| 要旨トップ | 本企画の概要 | 日本生態学会第70回全国大会 (2023年3月、仙台) 講演要旨
ESJ70 Abstract


シンポジウム S07-4  (Presentation in Symposium)

普通種ブナにおける遺伝的多様性保全のための統合的研究—ゲノムから個体群動態まで
An integrative study for the conservation of genetic diversity in a common species, Fagus crenata — from genome to population dynamics

*戸丸信弘(名古屋大・院・生命農), 三須直也(名古屋大・院・生命農), 鳥丸猛(三重大・院・生物資源), 内山憲太郎(森林総研), 中尾勝洋(森林総研関西支所), 竹内やよい(国立環境研究所), 遠山弘法(国立環境研究所)
*Nobuhiro TOMARU(Nagoya University), Naoya MISU(Nagoya University), Takeshi TORIMARU(Mie University), Kentaro UCHIYAMA(FFPRI), Katsuhiro NAKAO(Kansai Research Center, FFPRI), Yayoi TAKEUCHI(NIES), Hironori TOYAMA(NIES)

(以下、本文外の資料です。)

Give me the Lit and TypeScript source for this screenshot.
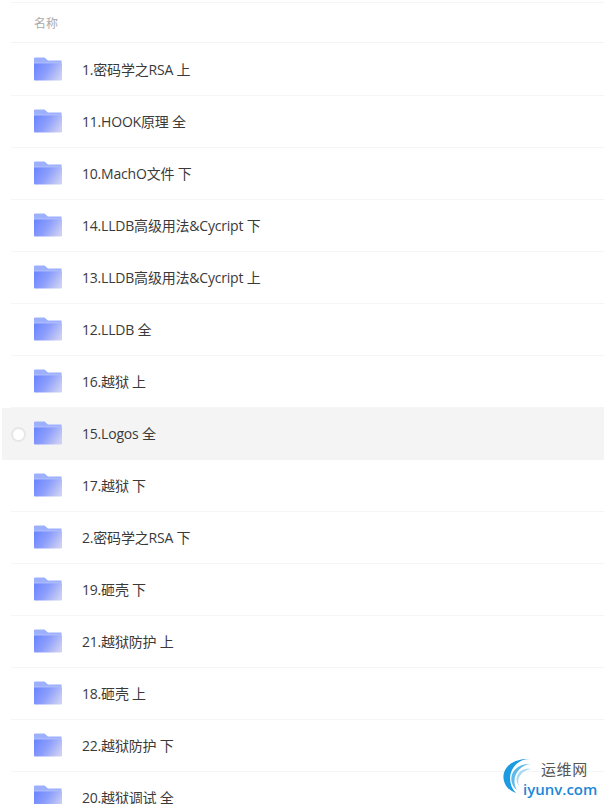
import { LitElement, html, css, svg } from "lit";
import { customElement } from "lit/decorators.js";

const rows = [
  "1.密码学之RSA 上", "11.HOOK原理 全", "10.MachO文件 下", "14.LLDB高级用法&Cycript 下",
  "13.LLDB高级用法&Cycript 上", "12.LLDB 全", "16.越狱 上", "15.Logos 全", "17.越狱 下",
  "2.密码学之RSA 下", "19.砸壳 下", "21.越狱防护 上", "18.砸壳 上", "22.越狱防护 下", "20.越狱调试 全",
];

const folder = (i: number) => svg`<svg class="folder" width="28" height="24" viewBox="0 0 28 24">
  <defs>
    <linearGradient id="b${i}" x1="0" y1="0.3" x2="1" y2="0.7"><stop offset="0" stop-color="#7088ff"/><stop offset="0.45" stop-color="#8d9ffb"/><stop offset="1" stop-color="#cdd0f3"/></linearGradient>
  </defs>
  <path d="M1 0.5H10.5L14 3.5H27.5V8H0V1.5Q0 .5 1 .5Z" fill="#9db0fd"/>
  <path d="M0 5.5H28V6.5H0Z" fill="#b7c4fb"/>
  <path d="M0 6.5H28V22.5Q28 23.5 27 23.5H1Q0 23.5 0 22.5Z" fill="url(#b${i})"/>
</svg>`;

@customElement("app-root")
export class AppRoot extends LitElement {
  static styles = css`
    :host { display: block; width: 604px; height: 804px; overflow: hidden; background: #fff; position: relative;
      font-family: "Open Sans", "Noto Sans CJK SC", sans-serif; }
    .list { padding-top: 2px; margin-left: 11px; }
    .head { height: 39px; display: flex; align-items: center; padding-left: 23px; font-size: 12px; color: #aaa;
      border-top: 1px solid #f5f5f5; border-bottom: 1px solid #f3f3f3; }
    .row { height: 51px; border-bottom: 1px solid #f5f5f5; display: flex; align-items: center; position: relative; font-size: 14px; color: #3a3a3a; }
    .head + .row { padding-top: 1px; }
    .row.hover { background: #f4f4f4; margin-left: -9px; padding-left: 9px; border-bottom-color: #f4f4f4; }
    .folder { margin-left: 23px; margin-right: 20px; margin-top: -2px; flex: none; }
    .row span { white-space: pre; letter-spacing: -0.2px; margin-top: -2px; }
    .radio { position: absolute; left: 9px; top: 50%; width: 11px; height: 11px; margin-top: -7px; border: 2px solid #e6e6e6; border-radius: 50%; background: #fff; }
    .logo { position: absolute; left: 500px; top: 756px; width: 104px; height: 48px; }
    .logo svg { position: absolute; left: 0; top: 0; }
    .cn { position: absolute; left: 41px; top: 4px; font-size: 15px; line-height: 18px; letter-spacing: 0.6px; color: #555; white-space: nowrap; font-family: "Noto Sans CJK SC", sans-serif; }
    .en { position: absolute; left: 23px; top: 24px; font-size: 15px; line-height: 18px; font-weight: 600; color: #1b87d8; white-space: nowrap; font-family: "Open Sans", sans-serif; }
  `;

  render() {
    return html`
      <div class="list">
        <div class="head">名称</div>
        ${rows.map((t, i) => html`<div class="row ${i === 7 ? "hover" : ""}">
          ${i === 7 ? html`<div class="radio"></div>` : ""}
          ${folder(i)}
          <span>${t}</span>
        </div>`)}
      </div>
      <div class="logo">
        <svg width="40" height="48" viewBox="0 0 40 48" fill="none">
          <path d="M16 37C-3 31 -2 2 30 3C11 3 4 25 16 37Z" fill="#1b9be0"/>
          <path d="M17 34C6 26 11 7 31 8C18 9 10 23 17 34Z" fill="#5cb9ea"/>
          <path d="M19 30C13 22 19 11 31 13C22 14 16 22 19 30Z" fill="#a8d9f3"/>
        </svg>
        <div class="cn">运维网</div>
        <div class="en">iyunv.com</div>
      </div>
    `;
  }
}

現在では、生物多様性の基盤である遺伝的多様性の保全が必要であることは広く認識されている。森林を構成する樹木においても、絶滅危惧種や希少種はもとより、広域に分布する普通種でも遺伝的多様性保全のための保全遺伝学的研究が行われてきた。そのような研究では、管理の単位である保全単位が提案される。保全単位は、中立および適応的な遺伝的変異の両方で評価される必要があるが、これまでは適応的変異を明らかにすることが困難であったため、葉緑体DNAや核DNAの中立変異のみを考慮して保全単位を検討することが一般的であった。ところが、次世代シーケンシング(NGS)技術の発展に伴い、保全遺伝学の研究も全く新しい局面を迎えている。すなわち、森林樹木のような非モデル生物でも、NGSによりゲノム全体の中立変異だけでなく、適応的変異を調べられるようになった。また、この森林樹木の適応的変異に関する研究は、気候変動に対する森林樹木の適応性に関する懸念から加速している側面がある。なぜならば、局所適応を解明するための実証的研究から得られる知見は、進行中の気候変動に対する森林樹木とその生態系を適応させるための保全管理手法を考える上で極めて重要であるからである。本講演では、普通種ブナを対象として、最先端の集団ゲノミクスの手法を用いて、遺伝的多様性と集団構造の解明、デモグラフィーの歴史の推定、および適応的遺伝変異の解明を行った研究を紹介する。また、温暖化に伴う各地域のブナ個体群動態を解明した研究も紹介し、ゲノムから個体群動態までの統合的研究の展望について議論したい。